Russian Individuals Charged for $400 Million Mt. Gox Bitcoin Hack

June G. Bauer

Published

on

The United States federal government has charged two Russian individuals in connection with the infamous Mt. Gox Bitcoin exchange breach that occurred in 2014. In a recent press release, the Department of Justice revealed the unsealing of a 2019 indictment, charging Alexey Bilyuchenko and Aleksandr Verner with conspiracy to launder approximately 647,000 Bitcoins, valued at around $400 million at the time, stolen from the exchange.

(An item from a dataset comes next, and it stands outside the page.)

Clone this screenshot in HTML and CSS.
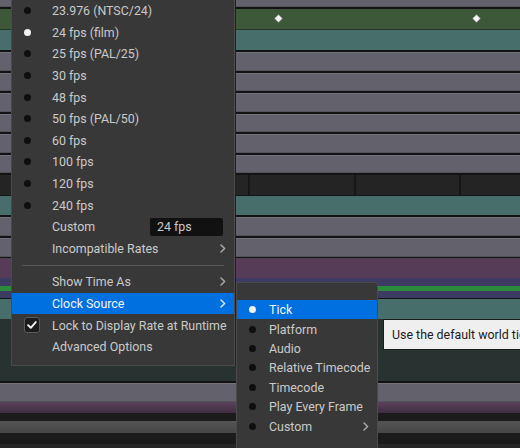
FILE: index.html
```html
<!DOCTYPE html>
<html>
<head>
<meta charset="utf-8">
<link rel="stylesheet" href="styles.css">
</head>
<body>
<div class="stage">
  <div class="timeline">
    <div class="row grey top"></div>
    <div class="row green keyrow">
      <span class="key key-a"></span>
      <span class="key key-b"></span>
    </div>
    <div class="row teal first-teal"></div>
    <div class="row grey track"></div>
    <div class="row grey track"></div>
    <div class="row grey track"></div>
    <div class="row grey track"></div>
    <div class="row grey track"></div>
    <div class="row grey track"></div>
    <div class="row dark sections">
      <div class="sec s1"></div>
      <div class="sec s2"></div>
      <div class="sec s3"></div>
      <div class="sec s4"></div>
    </div>
    <div class="row teal teal2"></div>
    <div class="row grey track2"></div>
    <div class="row grey track3"></div>
    <div class="row purple"></div>
    <div class="row bluepurple bp1"></div>
    <div class="row greenline"></div>
    <div class="row bluepurple bp2"></div>
    <div class="row teal teal3"></div>
    <div class="row darkgreen"></div>
    <div class="row grey track4"></div>
    <div class="row purplegrad"></div>
    <div class="row blackrow b1"></div>
    <div class="row greygrad"></div>
    <div class="row blackrow b2"></div>
    <div class="row bottomdark"></div>
  </div>

  <div class="menu main-menu">
    <div class="item"><span class="slot"><span class="dot"></span></span><span class="label">23.976 (NTSC/24)</span></div>
    <div class="item"><span class="slot"><span class="dot on"></span></span><span class="label">24 fps (film)</span></div>
    <div class="item"><span class="slot"><span class="dot"></span></span><span class="label">25 fps (PAL/25)</span></div>
    <div class="item"><span class="slot"><span class="dot"></span></span><span class="label">30 fps</span></div>
    <div class="item"><span class="slot"><span class="dot"></span></span><span class="label">48 fps</span></div>
    <div class="item"><span class="slot"><span class="dot"></span></span><span class="label">50 fps (PAL/50)</span></div>
    <div class="item"><span class="slot"><span class="dot"></span></span><span class="label">60 fps</span></div>
    <div class="item"><span class="slot"><span class="dot"></span></span><span class="label">100 fps</span></div>
    <div class="item"><span class="slot"><span class="dot"></span></span><span class="label">120 fps</span></div>
    <div class="item"><span class="slot"><span class="dot"></span></span><span class="label">240 fps</span></div>
    <div class="item"><span class="slot"></span><span class="label">Custom</span><span class="field">24 fps</span></div>
    <div class="item"><span class="slot"></span><span class="label">Incompatible Rates</span><svg class="chev" viewBox="0 0 6 9" width="6" height="9"><path d="M1 1 L4.6 4.5 L1 8"/></svg></div>
    <div class="sep"></div>
    <div class="item"><span class="slot"></span><span class="label">Show Time As</span><svg class="chev" viewBox="0 0 6 9" width="6" height="9"><path d="M1 1 L4.6 4.5 L1 8"/></svg></div>
    <div class="item active"><span class="slot"></span><span class="label">Clock Source</span><svg class="chev" viewBox="0 0 6 9" width="6" height="9"><path d="M1 1 L4.6 4.5 L1 8"/></svg></div>
    <div class="item"><span class="slot"><span class="check"><svg viewBox="0 0 16 16" width="14" height="14"><path d="M3.5 8.2 L6.6 11.2 L12.3 4.6"/></svg></span></span><span class="label">Lock to Display Rate at Runtime</span></div>
    <div class="item"><span class="slot"></span><span class="label">Advanced Options</span></div>
  </div>

  <div class="menu sub-menu">
    <div class="sitem active"><span class="dot on"></span><span class="label">Tick</span></div>
    <div class="sitem"><span class="dot"></span><span class="label">Platform</span></div>
    <div class="sitem"><span class="dot"></span><span class="label">Audio</span></div>
    <div class="sitem"><span class="dot"></span><span class="label">Relative Timecode</span></div>
    <div class="sitem"><span class="dot"></span><span class="label">Timecode</span></div>
    <div class="sitem"><span class="dot"></span><span class="label">Play Every Frame</span></div>
    <div class="sitem"><span class="dot"></span><span class="label">Custom</span><svg class="chev" viewBox="0 0 6 9" width="6" height="9"><path d="M1 1 L4.6 4.5 L1 8"/></svg></div>
  </div>

  <div class="tooltip">Use the default world tick</div>
</div>
</body>
</html>
```

FILE: styles.css
```css
html, body {
  margin: 0;
  padding: 0;
  background: #1b1b1b;
}
.stage {
  position: relative;
  width: 520px;
  height: 448px;
  overflow: hidden;
  font-family: Roboto, "Liberation Sans", sans-serif;
  font-size: 12.4px;
}

/* ---------- timeline background ---------- */
.timeline {
  display: flex;
  flex-direction: column;
  width: 520px;
}
.row {
  flex: none;
  position: relative;
  border-bottom: 0 solid #131313;
}
.grey {
  background: #63626c;
  box-shadow: inset 0 1px 0 #72717c, inset 0 -1px 0 #54535c;
}
.top { height: 7px; border-bottom-width: 2px; box-shadow: inset 0 -1px 0 #54535c; }
.green { background: #3c5839; height: 20px; border-bottom: 1px solid #263526; }
.teal { background: #476e6a; }
.first-teal { height: 20px; border-bottom-width: 2px; }
.track { height: 18.5px; border-bottom-width: 2px; }
.dark { background: #242424; height: 20px; border-bottom: 1px solid #151515; }
.sections { display: flex; }
.sec { height: 100%; }
.s1 { width: 248px; }
.s2 { width: 104px; border-left: 2px solid #161616; }
.s3 { width: 103px; border-left: 2px solid #161616; }
.s4 { flex: 1; border-left: 2px solid #161616; }
.teal2 { height: 19px; border-bottom-width: 2px; }
.track2 { height: 19px; border-bottom-width: 2px; }
.track3 { height: 19px; border-bottom-width: 1px; }
.purple { background: #573c58; height: 20px; }
.bluepurple { background: #3d3b62; }
.bp1 { height: 8px; }
.greenline { background: #2c8a3c; height: 5px; }
.bp2 { height: 7px; border-bottom-width: 1px; }
.teal3 { height: 20px; }
.darkgreen { background: #283230; height: 62px; border-bottom-width: 2px; }
.track4 { height: 19px; }
.purplegrad { height: 11px; background: linear-gradient(#5c425c, #3e2e40); }
.blackrow { background: #1b1b1b; }
.b1 { height: 8px; }
.greygrad { height: 12px; background: linear-gradient(#555555, #464646); }
.b2 { height: 11px; }
.bottomdark { height: 6px; background: #262626; }

.key {
  position: absolute;
  top: 7px;
  width: 5px;
  height: 5px;
  background: #f4f4f4;
  transform: rotate(45deg);
  box-shadow: 0 0 0 0.5px #9a9a9a;
}
.key-a { left: 276px; }
.key-b { left: 474px; }

/* ---------- menus ---------- */
.menu {
  position: absolute;
  box-sizing: border-box;
  background: #383838;
  border: 1px solid #4a4a4a;
  color: #cacaca;
}
.main-menu {
  left: 11px;
  top: -4px;
  width: 224px;
  padding: 3px 0 7px;
  box-shadow: 1px 0 0 #222;
}
.item {
  height: 21.6px;
  display: flex;
  align-items: center;
  padding: 0 8px 0 12px;
  white-space: nowrap;
}
.item .slot {
  width: 16px;
  height: 16px;
  margin-right: 12px;
  display: flex;
  align-items: center;
  flex: none;
}
.label { flex: 1; }
.dot {
  width: 7px;
  height: 7px;
  border-radius: 50%;
  background: #0e0e0e;
  flex: none;
}
.dot.on { background: #f2f2f2; }
.active { background: #0070e0; color: #f4f4f4; }
.active .chev path { stroke: #d8e6f6; }
.chev { flex: none; }
.chev path {
  fill: none;
  stroke: #a8a8a8;
  stroke-width: 1.5;
  stroke-linecap: round;
  stroke-linejoin: round;
}
.field {
  width: 73px;
  height: 18px;
  margin-right: 3px;
  box-sizing: border-box;
  padding-left: 7px;
  line-height: 17px;
  background: #111111;
  border-radius: 2px;
  color: #cacaca;
}
.sep {
  height: 12px;
  display: flex;
  align-items: center;
  padding: 0 10px;
}
.sep::before {
  content: "";
  flex: 1;
  height: 1px;
  background: #575757;
}
.check {
  width: 16px;
  height: 16px;
  box-sizing: border-box;
  border: 1px solid #5a5a5a;
  border-radius: 3px;
  background: #1c1c1c;
  display: flex;
  align-items: center;
  justify-content: center;
}
.check path {
  fill: none;
  stroke: #f2f2f2;
  stroke-width: 2.2;
  stroke-linecap: round;
  stroke-linejoin: round;
}

.sub-menu {
  left: 236px;
  top: 282px;
  width: 142px;
  padding: 17px 0 20px;
}
.sitem {
  height: 19.4px;
  display: flex;
  align-items: center;
  padding: 0 8px 0 12px;
  white-space: nowrap;
}
.sitem .dot { margin-right: 13px; }

.tooltip {
  position: absolute;
  left: 383px;
  top: 319px;
  height: 31px;
  box-sizing: border-box;
  padding: 0 8px;
  line-height: 29px;
  background: #efefef;
  border: 1px solid #1c1c1c;
  color: #1c1c1c;
  white-space: nowrap;
}
```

The charges against Bilyuchenko and Verner also extend to their alleged collaboration with Alexander Vinnik, who was previously indicted by the Department of Justice in 2017 and later extradited to the United States. The indictment states that the accused individuals operated BTC-e, a now-defunct cryptocurrency exchange that served as a hub for cybercriminals worldwide to transfer, launder, and store the proceeds of illegal activities.

The charges brought against Bilyuchenko and Verner are the result of collaborative efforts between the Southern District of New York, the Northern District of California, and the Department of Justice’s Criminal Division. The indictments signify a major milestone in the ongoing investigations into these significant cryptocurrency cases and underscore the commitment of law enforcement agencies to combat illicit activities in the digital currency landscape.

Speaking about the indictments, U.S. Attorney Damian Williams emphasized the determination of prosecutors and law enforcement to pursue individuals who employ sophisticated hacking techniques to steal and launder substantial amounts of cryptocurrency. Assistant Attorney General Kenneth A. Polite, Jr. echoed this sentiment, emphasizing the Department of Justice’s dedication to holding accountable those who exploit the financial system and engage in criminal activities within the cryptocurrency ecosystem.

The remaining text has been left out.